The meeting took place the same day that the EU prolonged sanctions against Russia in response to its annexation of Crimea and intervention in eastern Ukraine.

Finland’s president Sauli Niinisto said Helsinki fully backed the roll-over of the sanctions and that they should stay in place until Russia complies with the so called Minsk ceasefire accord on Ukraine.

"Implementing the Minsk agreement would be an extremely important matter," he said.

He told journalists that he was worried both about the ”situation in Ukraine” and about heightened tensions in the Baltic region.

He said Russian warplanes should turn on their transponders - the identification devices that allow flights to be monitored - when flying over the Baltic.

”We all know the risk with these [unmonitored] flights,” Niinisto said. He said that turning on the devices would be ”a first, small step of building confidence”.

Putin said that Nato planes flew with their transponders off twice as often as Russian ones, but he warmed to the proposal.

”I will order the foreign and defence ministries to raise this matter at the coming Russia-Nato council meeting, which is to take place after the Russia-Nato summit in Warsaw,” he said.

Hanna Smith, of the Aleksanteri Institute, spoke positively of the summit outcome.

”You won’t agree on big things if you don’t agree on small things,” she said.

The meeting had upset some people in Sweden, including former defence minister Karin Enstroem, who is now an MP and who said that he was wrong to give Putin a PR opportunity when invited to Niinisto's residence in June.

Smith defended Finland’s decision, however.

”These face-to-face meetings are important in the context of rising tensions”, she said.

She said the Niinisto-Putin talks on Minsk could help to refresh Russia’s commitment to the pact.
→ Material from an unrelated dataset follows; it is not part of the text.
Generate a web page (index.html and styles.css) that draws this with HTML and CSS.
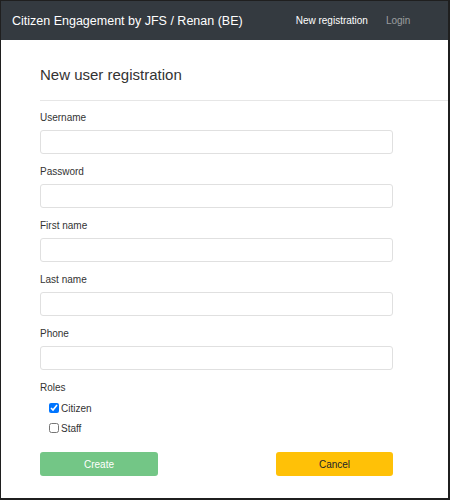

The leaders of non-aligned Finland and Sweden will join a dinner with their Nato counterparts in Warsaw next week.

For all the good cheer, Putin vowed a military response if Finland opted to join the alliance.

He said Russia had withdrawn its troops a distance of 1,500 km from the Finnish border. ”Do you think they will stay there [if Finland joined Nato]?“, he asked journalists.

“I could say that Nato would probably be pleased to wage war on Russia until the last Finnish soldier," he added. "Do you want this? We don’t. As for you, you should decide for yourselves."

Smith said that Putin’s remarks on moving troops back toward the border had little meaning because he already had a large military and naval presence in the towns of St Petersburg and Murmansk in north-west Russia.